Grenadian attorney disbarred after failure to return client’s money
ST GEORGE’S, Grenada, CMC – A 71-year-old lawyer has been disbarred as a result of professional misconduct.
Justices Raulston LA Glasgow and Victoria Charles-Clarke struck Brenda Wardally-Beaumont’s name off the court’s roll of attorneys-at-law on Wednesday, agreeing that she was guilty of professional misconduct in the discharge of her duties as an attorney-at-law when she failed to return the sum of EC$304,419.99 which she held in trust for her client, Joel Ganpot.
The High Court judges also ordered Wardally-Beaumont to pay all outstanding monies together with accrued interest due and owing to Ganpot, within six months.
“The Registrar of the High Court shall effect the appropriate changes to the court’s roll of attorneys-at-law and shall cause the requisite notices to be published in the Official Gazette,” the ruling stated.
It is unclear whether Wardally-Beaumont will challenge the matter at the OECS Court of Appeal.
According to the facts of the case, in or around April 1999, Wardally-Beaumont represented Ganpot in matrimonial proceedings. As part of ancillary relief proceedings brought further to the matrimonial proceedings, he was ordered to transfer his interest in the matrimonial home at True Blue to his former wife.
In April 2005, Wardally-Beaumont received the sum of $304,419.99 on Ganpot’s behalf, which represented monies he was entitled to as part of the settlement of the ancillary relief proceedings.
Between the period June 2006 and June 2007, Ganpot had letters sent to Wardally-Beaumont demanding payment of the settlement sum. However, she failed to pay up.
Approximately two years after Wardally-Beaumont received the money, Ganpot filed a claim against the lawyer, seeking payment of the amount along with interest and costs. In July 2009, judgement in default of defence was entered for Ganpot against Wardally-Beaumont in the sum of $308,248.69.
The attorney subsequently applied to have the default judgement set aside, but on October 3, 2007, Master Cheryl Mathurin refused the application and awarded Ganpot EC$600 in costs.
Between October 4, 2007, and January 2009, Wardally-Beaumont made sporadic payments towards the debt.
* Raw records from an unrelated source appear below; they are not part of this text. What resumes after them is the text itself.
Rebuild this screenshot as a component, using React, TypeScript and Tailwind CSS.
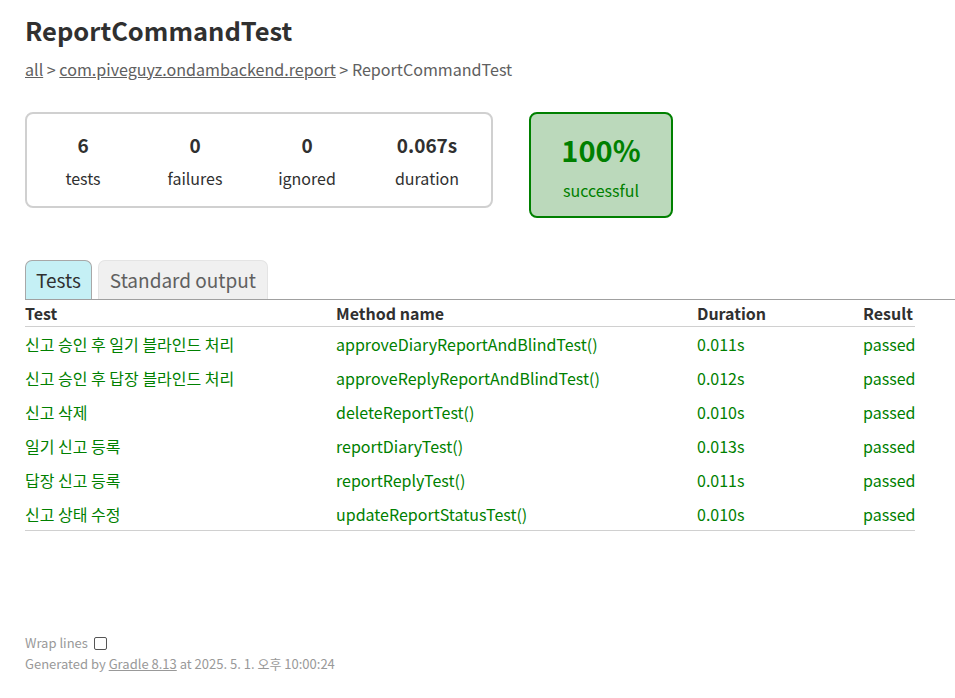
import React from "react";

const rows = [
  ["신고 승인 후 일기 블라인드 처리", "approveDiaryReportAndBlindTest()", "0.011s"],
  ["신고 승인 후 답장 블라인드 처리", "approveReplyReportAndBlindTest()", "0.012s"],
  ["신고 삭제", "deleteReportTest()", "0.010s"],
  ["일기 신고 등록", "reportDiaryTest()", "0.013s"],
  ["답장 신고 등록", "reportReplyTest()", "0.011s"],
  ["신고 상태 수정", "updateReportStatusTest()", "0.010s"],
];

const counters = [
  ["6", "tests", "w-[112px]"],
  ["0", "failures", "w-[112px]"],
  ["0", "ignored", "w-[112px]"],
  ["0.067s", "duration", "w-[128px]"],
];

export default function App() {
  return (
    <div
      className="min-h-[698px] bg-white text-[#303030] text-[16px]"
      style={{ fontFamily: '"Noto Sans CJK KR", "Noto Sans", sans-serif' }}
    >
      <div className="pl-[25px] pt-[11px]">
        <h1 className="text-[25.5px] font-bold leading-[38px] m-0">ReportCommandTest</h1>
        <div className="mt-[9px] text-[#606060] text-[16.1px] leading-[23px]">
          <span className="underline">all</span> &gt;{" "}
          <span className="underline">com.piveguyz.ondambackend.report</span> &gt; ReportCommandTest
        </div>

        <div className="mt-[31px] flex items-start">
          <div className="flex border-2 border-[#d0d0d0] rounded-[8px] h-[96px]">
            {counters.map(([n, l, w]) => (
              <div key={l} className={`${w} flex flex-col items-center pt-[17px]`}>
                <div className="text-[19px] font-bold leading-[28px]">{n}</div>
                <div className="mt-[8px] leading-[23px]">{l}</div>
              </div>
            ))}
          </div>
          <div className="ml-[36px] w-[144px] h-[106px] border-2 border-[#008000] bg-[#bbd9bb] rounded-[8px] flex flex-col items-center pt-[14px] text-[#008000]">
            <div className="text-[29px] font-bold leading-[42px]">100%</div>
            <div className="mt-[9px] leading-[23px]">successful</div>
          </div>
        </div>

        <div className="mt-[42px] flex items-end gap-[6px] border-b border-[#a0a0a0] h-[40px]">
          <div className="h-[39px] px-[10px] flex items-center bg-[#c5f0f5] border border-b-0 border-[#a8a8a8] rounded-t-[7px] text-[19px]">
            Tests
          </div>
          <div className="h-[39px] px-[11px] flex items-center bg-[#f0f0f0] border border-b-0 border-[#e4e4e4] rounded-t-[7px] text-[19px] text-[#606060]">
            Standard output
          </div>
        </div>

        <div className="w-[890px]">
          <div className="grid grid-cols-[311px_361px_166px_52px] h-[27px] items-center border-b border-[#d0d0d0] font-bold">
            <div>Test</div>
            <div>Method name</div>
            <div>Duration</div>
            <div>Result</div>
          </div>
          {rows.map(([t, m, d], i) => (
            <div
              key={m}
              className={`grid grid-cols-[311px_361px_166px_52px] h-[34px] items-center text-[#008000] ${
                i === rows.length - 1 ? "border-b border-[#d0d0d0]" : ""
              }`}
            >
              <div>{t}</div>
              <div>{m}</div>
              <div>{d}</div>
              <div>passed</div>
            </div>
          ))}
        </div>

        <div className="mt-[102px] text-[13px] text-[#999999] leading-[20px]">
          <div className="flex items-center">
            Wrap lines
            <span className="ml-[6px] inline-block w-[13px] h-[13px] border border-[#555] rounded-[2px] bg-white" />
          </div>
          <div className="mt-[1px]">
            Generated by <span className="underline">Gradle 8.13</span> at 2025. 5. 1. 오후 10:00:24
          </div>
        </div>
      </div>
    </div>
  );
}
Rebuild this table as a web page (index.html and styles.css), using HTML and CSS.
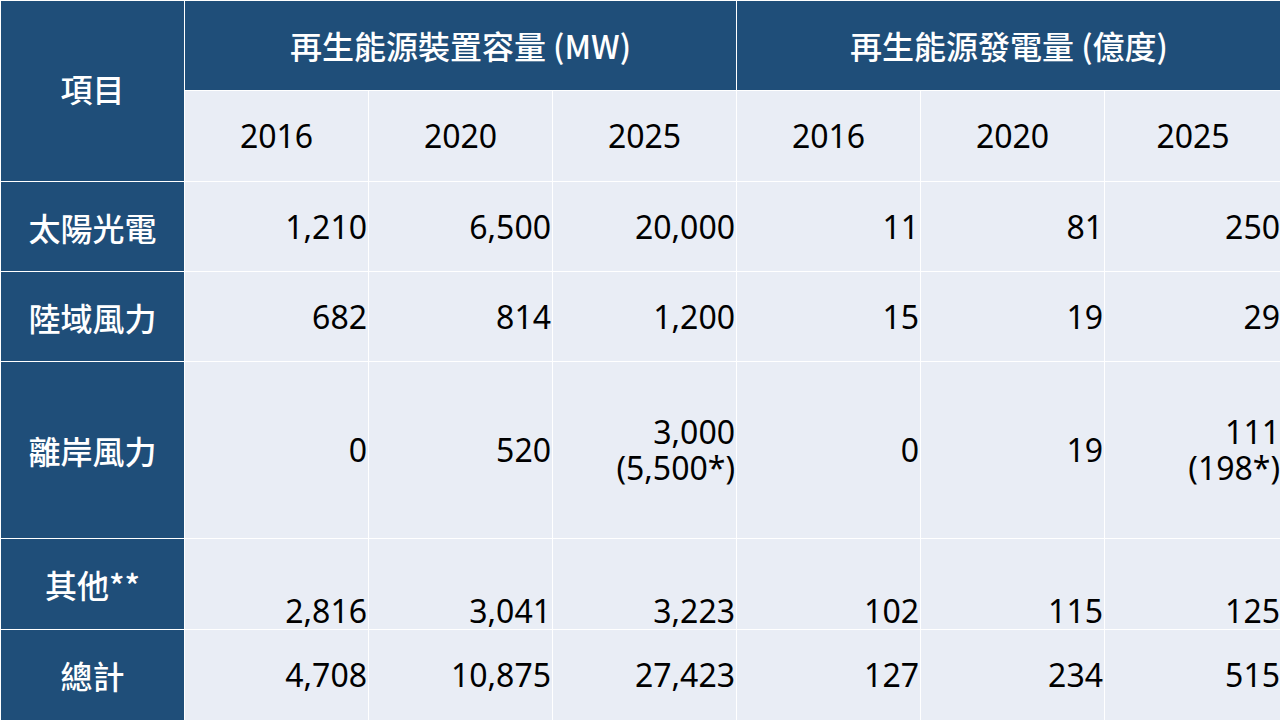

On January 13, 2009, a consent order was entered requiring Wardally-Beaumont to pay the sum of EC$10,000 every quarter until judgement in the sum of $300,971.11 together with all costs awarded to Ganpot and interest at six per cent per annum was paid in full, starting April 30, 2009. However, the payments stopped after some time.
In her affidavit explaining why the money was not deposited to Ganpot’s account, Wardally-Beaumont claimed it was her office administrator who failed to make the payment.
“With respect to the deposit of the money, she did not personally deposit the money into her client’s account at Republic Bank. She says that it was the responsibility of one Patricia Cadore Charles, who was, at the time, the office administrator in her firm, to deposit monies into the client’s account and to distribute monies to clients.
“When she made inquiries into her client’s account, she discovered that the balance was insufficient to make the payment to Mr Ganpot and, as a result, she decided to trace where the funds went. She avers that this was not the first occasion that client’s money went missing from her office,” said the affidavit.